Long-term Investment Considerations

This is a key turning point: If the company’s fundamentals are strong, and stock price appreciation exceeds dividend income, stock dividends are more advantageous. Stock dividends can generate compound growth by increasing shareholding, especially suitable for long-term investors.

In other words, for long-term investors optimistic about the company’s prospects, stock dividends can bring higher returns; for investors needing cash flow, cash dividends are more practical.

How to Check a Company’s Dividend Details?

To track a company’s dividend plans, you have the following options:

Company Website

Large listed companies usually publish dividend announcements on their official websites, and many also compile historical dividend records for investors to review, helping you understand the company’s dividend consistency and stability.

Stock Exchange Website

For example, in Taiwan, the Taiwan Stock Exchange’s official website provides market announcements, including ex-rights and ex-dividend notices and calculation tables. These tables cover many years of dividend data, very comprehensive.

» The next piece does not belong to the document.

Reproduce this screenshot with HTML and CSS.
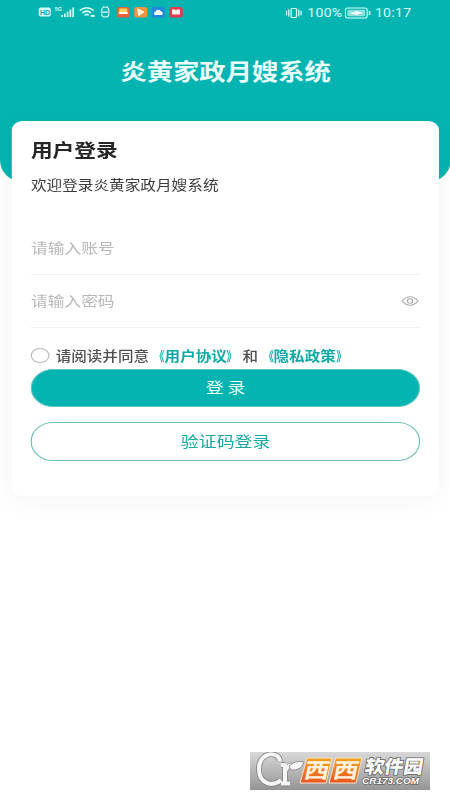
FILE: index.html
```html
<!DOCTYPE html>
<html lang="zh-CN">
<head>
<meta charset="utf-8">
<title>炎黄家政月嫂系统</title>
<link rel="stylesheet" href="styles.css">
</head>
<body>
<div class="screen">
  <header class="hero">
    <div class="status">
      <svg class="status-left" viewBox="0 0 150 16" preserveAspectRatio="none">
        <rect x="1" y="3.500" width="12" height="9" rx="2" fill="#d9fffb"/>
        <text x="2.300" y="10.800" class="hd">HD</text>
        <text x="17" y="7" class="five-g">5G</text>
        <g fill="#d9fffb"><rect x="23.500" y="11" width="1.700" height="2"/><rect x="26.200" y="9.500" width="1.700" height="3.500"/><rect x="29" y="7.500" width="1.700" height="5.500"/><rect x="31.800" y="5.500" width="1.700" height="7.500"/><rect x="34.600" y="3.500" width="1.700" height="9.500"/></g>
        <g fill="none" stroke="#d9fffb" stroke-width="1.500"><path d="M42 6.500Q49 .8 56 6.500M44.500 9Q49 5.200 53.500 9M46.800 11.300Q49 9.500 51 11.300"/><path d="M53 12h4" stroke-width="1.800"/></g>
        <g fill="none" stroke="#d9fffb" stroke-width="1.200"><path d="M64 7V6a3.500 3 0 0 1 7 0v1M64 9.500v1a3.500 2.500 0 0 0 7 0v-1M63 8.200h9M65 2.500l1.200 1M70 2.500l-1.200 1"/></g>
        <rect x="79" y="3" width="13" height="10.500" rx="2.500" fill="#e8603c"/><path d="M81.500 4.500h8V8h-8z" fill="#ffd35a"/><path d="M81 8h9v2h-9z" fill="#fff"/>
        <rect x="96.500" y="3" width="13" height="10.500" rx="2.500" fill="#ee9440"/><path d="M100 5l6 3-5 3.500z" fill="#ffe9c8" stroke="#fff"/>
        <rect x="114" y="3" width="13" height="10.500" rx="2.500" fill="#2387db"/><path d="M117 11a2 2 0 0 1 .8-3.500 3 3 0 0 1 5.500 0 2 2 0 0 1 1 3.500z" fill="#fff"/>
        <rect x="131.500" y="3" width="13.500" height="10.500" rx="2.500" fill="#e13d50"/><path d="M134.300 5.500q2-.8 4 .7 2-1.500 4-.7v5h-8z" fill="#ffeced"/>
      </svg>
      <div class="status-right">
        <svg class="vibrate" viewBox="0 0 17 14" preserveAspectRatio="none"><path d="M1 4.500v5M3.300 3v8M13.700 3v8M16 4.500v5" fill="none" stroke="#d9fffb" stroke-width="1.300"/><rect x="5.700" y="1.700" width="5.600" height="10.600" rx="1" fill="none" stroke="#d9fffb" stroke-width="1.300"/></svg>
        <span>100%</span>
        <svg class="battery" viewBox="0 0 26 14" preserveAspectRatio="none"><rect x=".7" y="2" width="21.500" height="10" rx="2.500" fill="none" stroke="#d9fffb" stroke-width="1.100"/><rect x="2.700" y="3.700" width="17.500" height="6.600" rx="1" fill="#8fe0dc"/><path d="M5 7l5.500-.8V4.700L18 7l-5 1v1.500z" fill="#fff"/><path d="M24.500 5v4" stroke="#d9fffb" stroke-width="1.500"/></svg>
        <span>10:17</span>
      </div>
    </div>
    <h1 class="brand">炎黄家政月嫂系统</h1>
  </header>
  <main class="card">
    <h2 class="heading">用户登录</h2>
    <p class="welcome">欢迎登录炎黄家政月嫂系统</p>
    <div class="field account"><span>请输入账号</span></div>
    <div class="field password"><span>请输入密码</span>
      <svg class="eye" viewBox="0 0 15 12"><path d="M.7 6Q7.500-2.600 14.300 6 7.500 14.600.7 6z"/><circle cx="7.500" cy="6" r="2.200"/></svg>
    </div>
    <div class="agree"><span class="radio"></span><span>请阅读并同意<a><i class="open">《</i>用户协议<i class="close">》</i></a>和<a><i class="open">《</i>隐私政策<i class="close">》</i></a></span></div>
    <div class="button primary">登 录</div>
    <div class="button outline">验证码登录</div>
  </main>
</div>
<div class="watermark">
  <svg width="180" height="38" viewBox="0 0 180 38">
    <defs>
      <linearGradient id="tile" x1="0" y1="0" x2="0" y2="1"><stop offset="0" stop-color="#f5a51f"/><stop offset="1" stop-color="#e9551f"/></linearGradient>
    </defs>
    <g fill="none">
      <path d="M30 9C29-1 9-1 9 17c0 16 15 18 22 11M35 12v19M31 31.500h9M31 13h4M35 20c1-5 5-7 8-6" stroke="#777" stroke-width="5.600"/>
      <path d="M30 9C29-1 9-1 9 17c0 16 15 18 22 11M35 12v19M31 31.500h9M31 13h4M35 20c1-5 5-7 8-6" stroke="#f5f5f5" stroke-width="4.200"/>
    </g>
    <path d="M39 14q6-6 15-4-3 9-13 8z" fill="#f5f5f5" stroke="#777" stroke-width=".7"/>
    <path d="M57 6h25l-6 25H50zM85.500 6H112l-6 25H79z" fill="url(#tile)" stroke="#f7e4ce"/>
    <g class="xixi"><text transform="translate(53 25.500) skewX(-12) scale(1.2 1)">西</text><text transform="translate(82 25.500) skewX(-12) scale(1.2 1)">西</text></g>
    <text class="park" transform="translate(114 21) skewX(-10)" textLength="58" lengthAdjust="spacingAndGlyphs">软件园</text>
    <text class="domain" x="112" y="31.500" textLength="57" lengthAdjust="spacingAndGlyphs">CR173.COM</text>
  </svg>
</div>
</body>
</html>
```
FILE: styles.css
```css
* { box-sizing: border-box; }
html, body { margin: 0; height: 800px; overflow: hidden; background: #fff; }
body { position: relative; font-family: "Noto Sans CJK SC", sans-serif; }

/* The whole screen is laid out narrow and widened to the window */
.screen {
  width: 381.5px;
  height: 800px;
  transform: scaleX(1.18);
  transform-origin: 0 0;
}
.hero {
  height: 182px;
  background: #04b4b1;
  border-radius: 0 0 19px 19px / 0 0 22px 22px;
}
.status {
  height: 26px;
  display: flex;
  justify-content: space-between;
  padding: 0 32.9px 0 32.4px;
}
.status-left { width: 127.1px; height: 16px; margin-top: 4px; }
.hd { font: bold 7px "Liberation Sans", sans-serif; fill: #04a4a1; }
.five-g { font: bold 5.5px "Liberation Sans", sans-serif; fill: #d9fffb; }
.status-right {
  height: 25px;
  display: flex;
  align-items: center;
  font: 12px/24px Roboto, sans-serif;
  letter-spacing: .2px;
  color: #d9fffb;
}
.vibrate { width: 14px; height: 12px; margin-right: 4px; }
.battery { width: 22.5px; height: 14px; margin: 0 3px 0 2px; }
.brand {
  margin: 28px 0 0;
  text-align: center;
  text-indent: 1px;
  font-size: 22.3px;
  line-height: 32px;
  font-weight: 700;
  color: #e9fffd;
}
.card {
  position: relative;
  height: 375px;
  width: 362px;
  margin: -61px 0 0 10.2px;
  padding: 15px 16px 0;
  background: #fff;
  border-radius: 9px;
  box-shadow: 0 4px 26px rgba(0, 0, 0, .045);
}
.heading {
  margin: 0;
  font-size: 18.4px;
  line-height: 26px;
  font-weight: 700;
  color: #262626;
}
.welcome {
  margin: 12px 0 0;
  font-size: 13.25px;
  line-height: 22px;
  color: #3c3c3c;
}
.field {
  height: 53px;
  display: flex;
  align-items: center;
  justify-content: space-between;
  font-size: 14.2px;
  color: #b8b8b8;
  border-bottom: 1px solid #f1f1f1;
}
.field span { padding-bottom: 2px; }
.account { margin-top: 26px; }
.eye { width: 15px; height: 12px; margin-right: 1px; fill: none; stroke: #aaa; stroke-width: 1.1; }
.agree {
  height: 27px;
  margin-top: 14px;
  display: flex;
  align-items: center;
  gap: 5.5px;
  white-space: nowrap;
  font-size: 13.2px;
  font-weight: 500;
  line-height: 26px;
  color: #505050;
}
.agree a { color: #10aaa5; font-weight: 700; }
.agree i { display: inline-block; width: 1em; font-style: normal; transform: scaleX(.65); }
.open { transform-origin: 100% 50%; }
.close { transform-origin: 0 50%; }
.radio { width: 15.5px; height: 15px; border: 1px solid #bbb; border-radius: 50%; }
.button {
  height: 38px;
  display: flex;
  align-items: center;
  justify-content: center;
  border-radius: 19px;
  font-size: 15.2px;
  padding-bottom: 4px;
}
.primary { background: #04b4b1; color: #e9fffd; border: 1px solid #65c5c1; }
.outline { margin-top: 15px; height: 39px; border: 1px solid #6fc0b4; color: #1aa8a0; }
.watermark {
  position: absolute;
  left: 250px;
  top: 752px;
  width: 180px;
  height: 38px;
  background: linear-gradient(#d8d8d8, #959595);
}
.watermark svg { display: block; }
.xixi { font: 700 21px "Noto Sans CJK SC", sans-serif; fill: #fff3df; }
.park { font: 900 18px "Noto Sans CJK SC", sans-serif; fill: #fff; stroke: #666; stroke-width: 1.6px; paint-order: stroke; }
.domain { font: bold 9.5px "Liberation Sans", sans-serif; font-style: italic; fill: #fff; stroke: #666; stroke-width: 1.4px; paint-order: stroke; }
```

Other Ways of Returns Besides Dividends

Corporate shareholder returns are not limited to dividends. If a company is in a high-growth phase, stock price appreciation itself is the best return for investors. Some companies also use stock splits or buybacks to enhance shareholder value.

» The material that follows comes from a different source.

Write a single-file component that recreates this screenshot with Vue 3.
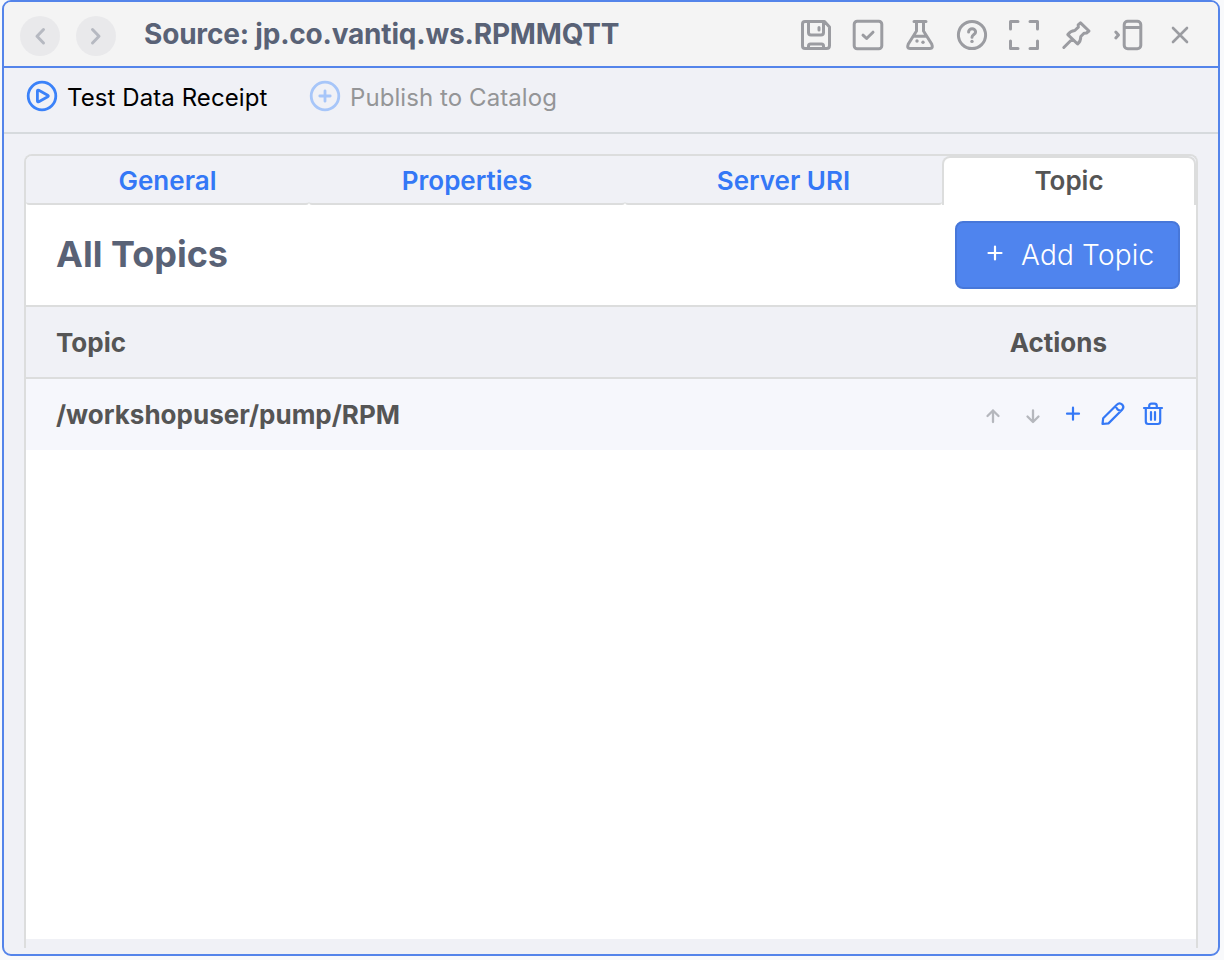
<script setup>
const tabs = [
  { name: 'General', cls: 'general' },
  { name: 'Properties', cls: 'properties' },
  { name: 'Server URI', cls: 'server' },
  { name: 'Topic', cls: 'active' },
]
const topics = ['/workshopuser/pump/RPM']
</script>

<template>
  <div class="window">
    <header class="titlebar">
      <button class="nav"><svg width="40" height="40" viewBox="0 0 40 40"><path d="M23.5 13.5 L17 20.2 L23.5 27" /></svg></button>
      <button class="nav"><svg width="40" height="40" viewBox="0 0 40 40"><path d="M16.5 13.5 L23 20.2 L16.5 27" /></svg></button>
      <h1><span>Source: jp.co.vantiq.ws.RPMMQTT</span></h1>
      <div class="tools">
        <svg viewBox="0 0 32 32"><path d="M5 2.5H24.5L29.5 8V26.5Q29.5 29.5 26.5 29.5H5Q2.5 29.5 2.5 27V5Q2.5 2.5 5 2.5Z M8.5 3V13.5Q8.5 16 11 16H21Q23.5 16 23.5 13.5V3 M8.5 29V27Q8.5 25 10.5 25H21.5Q23.5 25 23.5 27V29 M19 8.5V11" /></svg>
        <svg viewBox="0 0 32 32"><rect x="2.2" y="2.2" width="27.6" height="27.6" rx="3" /><path d="M11 16.2L14.6 19.5L21 13.2" /></svg>
        <svg viewBox="0 0 32 32"><path d="M10 2.5H22 M12.5 3V12L4.3 25Q2.5 29.5 6 29.5H26Q29.5 29.5 27.7 25L19.5 12V3 M9.5 17.3H22.5" /><circle class="dot" cx="13" cy="22" r="1.7" /><circle class="dot" cx="19" cy="23.2" r="1.7" /></svg>
        <svg viewBox="0 0 32 32"><circle cx="16" cy="16" r="13.6" /><path d="M12.6 13C12.6 8.8 19.6 8.8 19.6 13C19.6 15.5 16 15.5 16 18.2" /><circle class="dot" cx="16" cy="22.4" r="1.7" /></svg>
        <svg viewBox="0 0 32 32"><path d="M2.5 10V2.5H10 M22 2.5H29.5V10 M29.5 22V29.5H22 M10 29.5H2.5V22" /></svg>
        <svg viewBox="0 0 32 32"><path d="M20.5 3.8L29 12L26.5 14L24 14.2L20.8 17.5Q20.8 22.5 17.6 25L7.8 15.6Q10.2 12 14.8 11.5L18.3 8.2L18.2 5.8Z M11.8 20.5L3.8 28.5" /></svg>
        <svg viewBox="0 0 32 32"><rect x="12.2" y="2.2" width="16.6" height="27.6" rx="3.5" /><path d="M12.5 8.5H28.5 M3.8 13L6.5 16L3.8 19" /></svg>
        <svg viewBox="0 0 32 32"><path class="thin" d="M9 9L23 23M23 9L9 23" /></svg>
      </div>
    </header>

    <nav class="toolbar">
      <button class="command">
        <svg width="32" height="32" viewBox="0 0 32 32"><circle cx="16" cy="16" r="13.8" /><path d="M11.4 11.1Q11.4 9.6 12.8 10.3L21.7 15.2Q23 16 21.7 16.8L12.8 21.7Q11.4 22.4 11.4 20.9Z" /></svg>
        <span class="t1">Test Data Receipt</span>
      </button>
      <button class="command disabled">
        <svg width="32" height="32" viewBox="0 0 32 32"><circle cx="16" cy="16" r="13.8" /><path d="M16 10.8V21.2M10.8 16H21.2" /></svg>
        <span class="t2">Publish to Catalog</span>
      </button>
    </nav>

    <main class="panel">
      <div class="tabs">
        <div v-for="tab in tabs" :key="tab.name" class="tab" :class="tab.cls"><span>{{ tab.name }}</span></div>
      </div>
      <div class="heading">
        <h2><span>All Topics</span></h2>
        <button class="add">
          <svg width="16" height="16" viewBox="0 0 16 16"><path d="M8 1.5V14.5M1.5 8H14.5" /></svg>
          <span>Add Topic</span>
        </button>
      </div>
      <div class="row thead"><span class="th1">Topic</span><span class="th2">Actions</span></div>
      <div v-for="topic in topics" :key="topic" class="row item">
        <span class="td">{{ topic }}</span>
        <div class="actions">
          <svg class="muted" viewBox="0 0 28 28"><path d="M14 22V10.5M8.5 16L14 10.5L19.5 16" /></svg>
          <svg class="muted" viewBox="0 0 28 28"><path d="M14 10.5V22M8.5 16.5L14 22L19.5 16.5" /></svg>
          <svg class="plus" viewBox="0 0 28 28"><path d="M14 7.7V19.7M8 13.7H20" /></svg>
          <svg viewBox="0 0 28 28"><path d="M3.5 24L4.2 18.2L17.8 4.7Q20.5 2.2 23.2 4.6Q25.6 7.2 23.1 9.8L9.5 23.4Z M16.8 5.8Q17.6 10.6 22.1 10.8" /></svg>
          <svg viewBox="0 0 28 28"><path d="M5 8H23 M6.8 8V21.5Q6.8 24 9.2 24H18.8Q21.2 24 21.2 21.5V8 M10.2 8V6Q10.2 3.7 12.5 3.7H15.5Q17.8 3.7 17.8 6V8 M12 12V19.8 M16 12V19.8" /></svg>
        </div>
      </div>
      <div class="blank"></div>
      <div class="footer"></div>
    </main>
  </div>
</template>

<style>
html, body { margin: 0; background: #f8f9fb; }
#app { height: 960px; overflow: hidden; }
</style>

<style scoped>
* { box-sizing: border-box; }
.window { width: 1218px; height: 956px; margin-left: 2px; border: 2px solid #5484ea; border-radius: 9px; background: #f0f1f6; overflow: hidden; font-family: Inter, "Liberation Sans", sans-serif; display: flex; flex-direction: column; }
button { font: inherit; border: 0; padding: 0; margin: 0; background: none; }
h1, h2 { margin: 0; }
span { white-space: nowrap; }
svg { display: block; flex: none; fill: none; stroke: currentColor; stroke-linecap: round; stroke-linejoin: round; }
.titlebar { height: 66px; flex: none; background: #f4f4f4; border-bottom: 2px solid #5484ea; display: flex; align-items: center; padding: 4px 22px 0 16px; }
.nav { width: 40px; height: 40px; border-radius: 50%; background: #e9e9eb; color: #b6b9c1; margin-right: 16px; }
.nav svg { stroke-width: 3; }
h1 { color: #596276; font-size: 28px; font-weight: 700; letter-spacing: -0.19px; line-height: 36px; margin: -4px 0 0 12px; }
.tools { display: flex; gap: 20px; margin-left: auto; margin-top: -2px; color: #9b9ca1; }
.tools svg { width: 32px; height: 32px; stroke-width: 3; stroke-linecap: round; }
.tools .dot { fill: currentColor; stroke: none; }
.tools .thin { stroke-width: 2.6; }
.toolbar { height: 66px; flex: none; border-bottom: 2px solid #d6dadd; display: flex; align-items: flex-start; padding: 12px 22px; gap: 41px; }
.command { display: flex; align-items: center; gap: 9px; color: #000; font-size: 24px; font-weight: 400; letter-spacing: 0.08px; line-height: 32px; }
.command svg { color: #3b82f9; stroke-width: 2.8; }
.command span { position: relative; top: 2px; }
.command .t1 { width: 201px; text-align: left; }
.disabled { color: #949597; }
.disabled svg { color: #a7c6f9; }
.panel { width: 1174px; height: 794px; margin: 20px 0 0 20px; border: 2px solid #dcdddd; border-bottom: 0; border-radius: 8px 8px 0 0; display: flex; flex-direction: column; }
.tabs { height: 49px; flex: none; display: flex; background: linear-gradient(#f0f1f6 60%, #fff 60%); border-radius: 6px 6px 0 0; }
.tab { border-bottom: 2px solid #dcdddd; background: #f0f1f6; color: #3478f6; font-size: 26px; font-weight: 600; line-height: 50px; text-align: center; border-radius: 6px 6px 3px 3px; }
.general { width: 283px; }
.properties { width: 316px; }
.server { width: 317px; }
.active { width: 254px; background: #fff; color: #555; border: 2px solid #dcdddd; border-bottom: 0; line-height: 46px; border-radius: 8px 8px 0 0; }
.heading { height: 102px; flex: none; background: #fff; border-bottom: 2px solid #dcdddd; display: flex; align-items: center; justify-content: space-between; padding: 0 16px 0 30px; }
h2 { color: #596276; font-size: 36px; font-weight: 700; margin-top: -3px; }
.add { width: 225px; height: 68px; border: 2px solid #4777d9; border-radius: 8px; background: #4f84ee; color: #fff; display: flex; align-items: center; padding-left: 30px; gap: 18px; font-size: 28px; font-weight: 300; letter-spacing: 0.2px; }
.add svg { stroke-width: 2.2; margin-top: -4px; }
.row { display: flex; align-items: center; justify-content: space-between; padding-left: 30px; color: #555; font-size: 26px; font-weight: 700; flex: none; }
.thead { height: 72px; background: #f0f1f6; border-bottom: 2px solid #dcdddd; padding-right: 89px; }
.item { height: 71px; background: #f6f7fc; padding-right: 29px; }
.actions { display: flex; gap: 12px; color: #3478f6; margin-top: -1px; }
.actions svg { width: 28px; height: 28px; stroke-width: 2.2; }
.actions .muted { color: #b5b7bd; stroke-width: 2.3; }
.blank { height: 489px; flex: none; background: #fff; }
.footer { height: 9px; }
</style>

Stock Split: Dividing 1 share into multiple shares, increasing share capital but lowering the share price, aiming to attract more investors and boost the stock price.

Stock Buyback: The company repurchases and cancels its own shares, reducing the number of outstanding shares, increasing earnings per share, and signaling to the market that the stock is undervalued.

In summary, how to calculate dividends is the first step to understanding distributions, but to become a smart investor, you also need to consider company growth stages, personal investment goals, and tax implications to make the best choices.